As for the annuity, yes it is paid out in full, even if the winner dies. You can leave it to your heirs although, as i said in my previous post, if your total remaining payments are large enough to incur the US estate tax, the IRS will want the full amount up front.

I’ve got to say the big prizes, such as the Powerball and Euromillions have ballooned to such gigantic sums as to be meaningless: I could utilize any amount you care to give me, all the untold billions of the Glorious East, but it would mainly go to charity, as with most of the bandits of the Gilded Age, simply because after a while there’s nothing else to spend money on other than a key to Heaven.
So 150 million is much the same as 50 million for most of us, and it would be neater to have 10 people winning 15 million for example.
I understand my own greed too well, but there’s a reason I don’t sit down to 100 lb meals at a time even if I could easily afford them…

All true.

Ultimately the purpose of the lottery is not to make some lucky schlub(s) mildly or filthily rich. It’s to collect what amounts to tax money voluntarily. The payout is designed to give the max revenue for the least payout.

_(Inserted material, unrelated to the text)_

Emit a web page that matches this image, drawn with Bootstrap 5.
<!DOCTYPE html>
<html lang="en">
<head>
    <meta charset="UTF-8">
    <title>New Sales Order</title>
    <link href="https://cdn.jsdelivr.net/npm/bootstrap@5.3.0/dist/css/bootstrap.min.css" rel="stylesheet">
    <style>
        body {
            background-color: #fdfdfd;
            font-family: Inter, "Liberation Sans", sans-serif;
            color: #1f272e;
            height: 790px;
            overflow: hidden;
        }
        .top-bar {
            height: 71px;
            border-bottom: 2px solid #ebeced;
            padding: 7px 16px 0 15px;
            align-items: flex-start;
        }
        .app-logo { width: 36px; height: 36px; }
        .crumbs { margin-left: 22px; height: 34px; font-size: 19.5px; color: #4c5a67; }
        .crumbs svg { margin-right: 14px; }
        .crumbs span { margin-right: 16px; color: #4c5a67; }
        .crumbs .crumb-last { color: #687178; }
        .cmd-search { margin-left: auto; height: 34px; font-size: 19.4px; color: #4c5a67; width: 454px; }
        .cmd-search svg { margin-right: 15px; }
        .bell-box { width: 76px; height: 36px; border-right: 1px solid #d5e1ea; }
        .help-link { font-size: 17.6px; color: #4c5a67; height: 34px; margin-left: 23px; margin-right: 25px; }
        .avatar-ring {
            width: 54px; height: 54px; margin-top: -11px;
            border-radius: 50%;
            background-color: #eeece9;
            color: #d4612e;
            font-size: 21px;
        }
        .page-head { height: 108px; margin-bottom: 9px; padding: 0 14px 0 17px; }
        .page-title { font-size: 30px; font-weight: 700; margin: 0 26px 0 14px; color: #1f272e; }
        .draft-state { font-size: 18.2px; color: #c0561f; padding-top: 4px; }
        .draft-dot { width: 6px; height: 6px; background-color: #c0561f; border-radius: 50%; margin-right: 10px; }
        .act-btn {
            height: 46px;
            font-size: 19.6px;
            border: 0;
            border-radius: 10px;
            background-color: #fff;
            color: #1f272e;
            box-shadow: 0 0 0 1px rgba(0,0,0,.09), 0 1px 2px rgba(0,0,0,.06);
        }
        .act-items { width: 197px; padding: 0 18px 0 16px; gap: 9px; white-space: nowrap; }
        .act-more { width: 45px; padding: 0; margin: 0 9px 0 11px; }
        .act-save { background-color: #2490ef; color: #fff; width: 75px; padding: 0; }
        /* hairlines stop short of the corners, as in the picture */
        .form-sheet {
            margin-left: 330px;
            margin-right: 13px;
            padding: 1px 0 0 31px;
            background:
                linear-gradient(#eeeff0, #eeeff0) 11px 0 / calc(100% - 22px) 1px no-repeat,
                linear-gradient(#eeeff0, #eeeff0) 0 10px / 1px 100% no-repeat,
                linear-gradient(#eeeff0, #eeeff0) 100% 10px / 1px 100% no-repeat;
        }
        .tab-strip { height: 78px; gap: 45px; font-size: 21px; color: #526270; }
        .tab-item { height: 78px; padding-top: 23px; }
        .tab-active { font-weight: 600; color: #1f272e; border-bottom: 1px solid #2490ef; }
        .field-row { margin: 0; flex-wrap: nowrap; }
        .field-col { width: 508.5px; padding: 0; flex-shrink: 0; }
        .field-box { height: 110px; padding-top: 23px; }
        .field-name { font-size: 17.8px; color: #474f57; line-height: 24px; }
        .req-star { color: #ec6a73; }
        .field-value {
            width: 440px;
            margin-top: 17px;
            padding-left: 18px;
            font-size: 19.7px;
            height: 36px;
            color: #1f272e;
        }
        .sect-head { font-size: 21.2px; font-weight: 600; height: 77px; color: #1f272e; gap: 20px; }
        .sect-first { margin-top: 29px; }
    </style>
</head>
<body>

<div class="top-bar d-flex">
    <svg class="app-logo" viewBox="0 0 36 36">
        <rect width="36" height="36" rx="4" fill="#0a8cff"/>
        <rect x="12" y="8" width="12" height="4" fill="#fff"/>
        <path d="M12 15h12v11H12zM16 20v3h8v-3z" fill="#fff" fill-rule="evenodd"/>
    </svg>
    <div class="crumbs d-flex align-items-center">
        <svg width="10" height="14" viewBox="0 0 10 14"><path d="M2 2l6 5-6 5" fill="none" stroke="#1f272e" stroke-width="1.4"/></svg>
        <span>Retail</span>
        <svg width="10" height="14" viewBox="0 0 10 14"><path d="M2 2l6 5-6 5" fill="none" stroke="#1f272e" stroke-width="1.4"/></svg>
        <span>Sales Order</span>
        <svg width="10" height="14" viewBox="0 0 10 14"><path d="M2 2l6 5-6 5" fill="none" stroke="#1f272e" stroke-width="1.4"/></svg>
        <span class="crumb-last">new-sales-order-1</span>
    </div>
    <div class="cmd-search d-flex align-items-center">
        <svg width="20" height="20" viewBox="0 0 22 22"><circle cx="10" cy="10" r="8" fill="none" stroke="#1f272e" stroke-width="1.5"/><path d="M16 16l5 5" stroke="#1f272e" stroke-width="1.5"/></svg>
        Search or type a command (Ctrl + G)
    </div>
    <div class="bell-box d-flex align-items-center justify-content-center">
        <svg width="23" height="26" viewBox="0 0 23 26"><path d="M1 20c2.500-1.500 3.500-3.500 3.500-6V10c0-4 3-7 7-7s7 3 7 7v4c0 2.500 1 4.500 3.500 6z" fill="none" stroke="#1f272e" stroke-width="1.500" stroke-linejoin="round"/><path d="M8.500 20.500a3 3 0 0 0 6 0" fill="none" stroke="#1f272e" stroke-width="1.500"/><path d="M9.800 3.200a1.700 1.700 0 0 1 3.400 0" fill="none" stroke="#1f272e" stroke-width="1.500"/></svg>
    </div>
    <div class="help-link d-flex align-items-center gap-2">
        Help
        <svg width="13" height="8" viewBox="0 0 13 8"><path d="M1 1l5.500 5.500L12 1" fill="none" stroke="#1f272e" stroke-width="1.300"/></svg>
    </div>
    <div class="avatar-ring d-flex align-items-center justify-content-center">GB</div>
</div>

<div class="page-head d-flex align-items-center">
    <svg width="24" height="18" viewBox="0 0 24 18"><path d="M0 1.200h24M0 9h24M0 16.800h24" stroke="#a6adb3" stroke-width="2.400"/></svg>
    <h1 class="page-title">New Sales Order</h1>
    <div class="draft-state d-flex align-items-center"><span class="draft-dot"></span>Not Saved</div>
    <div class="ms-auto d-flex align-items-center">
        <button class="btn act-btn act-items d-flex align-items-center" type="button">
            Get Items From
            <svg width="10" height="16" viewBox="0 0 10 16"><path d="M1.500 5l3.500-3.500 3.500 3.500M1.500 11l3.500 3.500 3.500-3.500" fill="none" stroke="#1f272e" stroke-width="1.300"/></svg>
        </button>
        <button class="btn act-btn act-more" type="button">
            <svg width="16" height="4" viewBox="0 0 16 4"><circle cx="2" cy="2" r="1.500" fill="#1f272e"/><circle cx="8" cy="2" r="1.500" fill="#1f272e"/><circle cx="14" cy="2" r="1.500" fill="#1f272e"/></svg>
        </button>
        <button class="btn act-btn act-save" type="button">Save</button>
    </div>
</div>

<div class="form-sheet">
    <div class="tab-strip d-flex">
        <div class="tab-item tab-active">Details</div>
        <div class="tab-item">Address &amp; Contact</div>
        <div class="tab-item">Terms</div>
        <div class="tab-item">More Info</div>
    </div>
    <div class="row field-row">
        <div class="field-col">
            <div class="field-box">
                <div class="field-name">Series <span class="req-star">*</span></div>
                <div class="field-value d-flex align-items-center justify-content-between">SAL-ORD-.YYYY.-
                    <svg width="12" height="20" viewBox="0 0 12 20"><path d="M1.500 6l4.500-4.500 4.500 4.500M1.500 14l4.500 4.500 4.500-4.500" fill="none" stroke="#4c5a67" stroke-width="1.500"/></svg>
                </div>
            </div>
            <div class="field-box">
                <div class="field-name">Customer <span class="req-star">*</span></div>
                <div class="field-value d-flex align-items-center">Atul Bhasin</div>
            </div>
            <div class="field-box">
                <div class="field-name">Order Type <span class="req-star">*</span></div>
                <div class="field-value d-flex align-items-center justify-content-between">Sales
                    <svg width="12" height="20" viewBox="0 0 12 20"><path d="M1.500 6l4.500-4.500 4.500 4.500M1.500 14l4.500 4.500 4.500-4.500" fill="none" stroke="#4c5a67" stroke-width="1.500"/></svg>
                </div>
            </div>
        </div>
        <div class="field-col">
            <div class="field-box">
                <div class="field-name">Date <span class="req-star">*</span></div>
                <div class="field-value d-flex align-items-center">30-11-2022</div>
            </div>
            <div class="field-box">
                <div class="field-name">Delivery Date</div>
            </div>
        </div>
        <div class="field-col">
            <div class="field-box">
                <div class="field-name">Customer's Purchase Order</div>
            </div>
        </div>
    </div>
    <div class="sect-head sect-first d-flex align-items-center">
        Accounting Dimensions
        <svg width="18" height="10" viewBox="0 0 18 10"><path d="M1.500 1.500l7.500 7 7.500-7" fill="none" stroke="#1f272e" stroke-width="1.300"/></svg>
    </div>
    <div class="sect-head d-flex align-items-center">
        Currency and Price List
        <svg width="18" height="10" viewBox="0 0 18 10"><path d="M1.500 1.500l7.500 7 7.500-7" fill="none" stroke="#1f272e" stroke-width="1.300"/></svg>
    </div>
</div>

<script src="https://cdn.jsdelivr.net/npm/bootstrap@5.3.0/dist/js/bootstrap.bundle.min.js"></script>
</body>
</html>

They’ve discovered by experiment that, at least in the US, the public is far more willing to [del]voluntarily pay tax[/del] buy a ticket for rare ginormous jackpots versus for frequent smaller jackpots adding up to the same *or more *total winnings per year.

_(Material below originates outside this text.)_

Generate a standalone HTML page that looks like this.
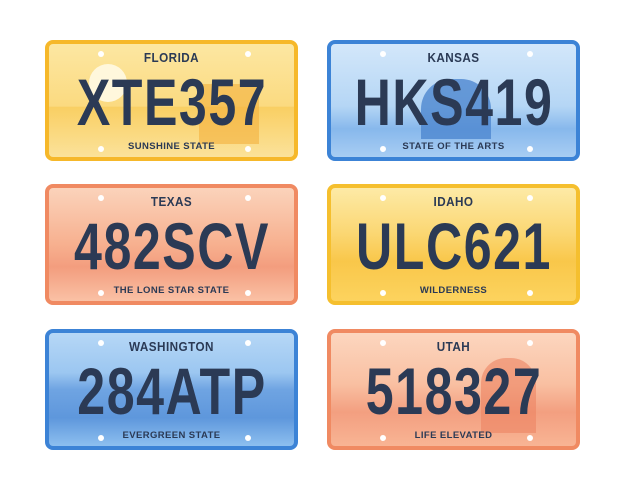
<html><head><style>
body{margin:0;width:626px;height:492px;background:#fff;position:relative;overflow:hidden;font-family:"Liberation Sans",sans-serif}
.p{position:absolute;width:245px;height:113px;border:4px solid;border-radius:8px;overflow:hidden}
.h{position:absolute;width:6px;height:6px;border-radius:50%;background:#fff}
.st{position:absolute;left:0;right:0;text-align:center;font-weight:bold;color:#2b3a55;font-size:13px;letter-spacing:0.5px;top:6px;transform:scaleX(0.9)}
.sl{position:absolute;left:0;right:0;text-align:center;font-weight:bold;color:#2b3a55;font-size:9.5px;letter-spacing:0.4px;bottom:5px}
.n{position:absolute;left:50%;top:25px;white-space:nowrap;font-weight:bold;color:#2b3a55;font-size:66px;line-height:66px;transform:translateX(-50%) scaleX(0.76);letter-spacing:2px}
</style></head><body>

<div class="p" style="left:45px;top:40px;border-color:#f6b82a;background:linear-gradient(#fce7a2 0%,#fbda80 55%,#f9cf63 56%,#fbe29a 100%)">
<div style="position:absolute;left:40px;top:20px;width:38px;height:38px;border-radius:50%;background:#fff7dc"></div>
<div style="position:absolute;left:150px;top:40px;width:60px;height:60px;background:#f4b13e;opacity:.6"></div>
<div class="st">FLORIDA</div><div class="n">XTE357</div><div class="sl">SUNSHINE STATE</div>
<div class="h" style="left:49px;top:7px"></div><div class="h" style="left:196px;top:7px"></div><div class="h" style="left:49px;top:102px"></div><div class="h" style="left:196px;top:102px"></div></div>

<div class="p" style="left:327px;top:40px;border-color:#3c83d6;background:linear-gradient(#d3e7fa 0%,#b5d6f5 55%,#87b8ec 75%,#a8cdf3 100%)">
<div style="position:absolute;left:90px;top:35px;width:70px;height:60px;background:#4e87cf;border-radius:30px 30px 0 0;opacity:.8"></div>
<div class="st">KANSAS</div><div class="n">HKS419</div><div class="sl">STATE OF THE ARTS</div>
<div class="h" style="left:49px;top:7px"></div><div class="h" style="left:196px;top:7px"></div><div class="h" style="left:49px;top:102px"></div><div class="h" style="left:196px;top:102px"></div></div>

<div class="p" style="left:45px;top:184px;border-color:#f08a62;background:linear-gradient(#fbd3bb 0%,#f7b08f 50%,#f39d7e 70%,#fac1a5 100%)">
<div class="st">TEXAS</div><div class="n">482SCV</div><div class="sl">THE LONE STAR STATE</div>
<div class="h" style="left:49px;top:7px"></div><div class="h" style="left:196px;top:7px"></div><div class="h" style="left:49px;top:102px"></div><div class="h" style="left:196px;top:102px"></div></div>

<div class="p" style="left:327px;top:184px;border-color:#f5bf2e;background:linear-gradient(#fdeaa6 0%,#fbd773 40%,#f9c74a 65%,#fcd35e 100%)">
<div class="st">IDAHO</div><div class="n">ULC621</div><div class="sl">WILDERNESS</div>
<div class="h" style="left:49px;top:7px"></div><div class="h" style="left:196px;top:7px"></div><div class="h" style="left:49px;top:102px"></div><div class="h" style="left:196px;top:102px"></div></div>

<div class="p" style="left:45px;top:329px;border-color:#3c83d6;background:linear-gradient(#b6d7f6 0%,#9cc7f1 35%,#6fa4e2 50%,#5e97dc 75%,#8dbfef 100%)">
<div class="st">WASHINGTON</div><div class="n">284ATP</div><div class="sl">EVERGREEN STATE</div>
<div class="h" style="left:49px;top:7px"></div><div class="h" style="left:196px;top:7px"></div><div class="h" style="left:49px;top:102px"></div><div class="h" style="left:196px;top:102px"></div></div>

<div class="p" style="left:327px;top:329px;border-color:#f08a62;background:linear-gradient(#fcd6bf 0%,#f9c0a2 45%,#f39f80 70%,#f8b494 100%)">
<div style="position:absolute;left:150px;top:25px;width:55px;height:75px;background:#ec8462;border-radius:25px 25px 0 0;opacity:.6"></div>
<div class="st">UTAH</div><div class="n">518327</div><div class="sl">LIFE ELEVATED</div>
<div class="h" style="left:49px;top:7px"></div><div class="h" style="left:196px;top:7px"></div><div class="h" style="left:49px;top:102px"></div><div class="h" style="left:196px;top:102px"></div></div>

</body></html>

And thus the wisdom of crowds shows its noble head.

Yes, lotteries are a stupidity tax. The dumber you are, the more you pay. I only pay $6 a week. :smiley:

Of course, at a certain point the winnings are such that it simply means you no longer have to ask the price of anything - you simply do what you want. However… we don’t see or hear about this happening to most winners. ISTM - for example - you want to go to… say, Portland - you simply call yor favourite bizjet company, and get on the plane a hour later. Want to watch the running of the bulls in Pamplona ? No problem. Want to see the Great Barrier Reef? Private yacht will take you there from the airport, plus your personal scuba instructor… etc. etc.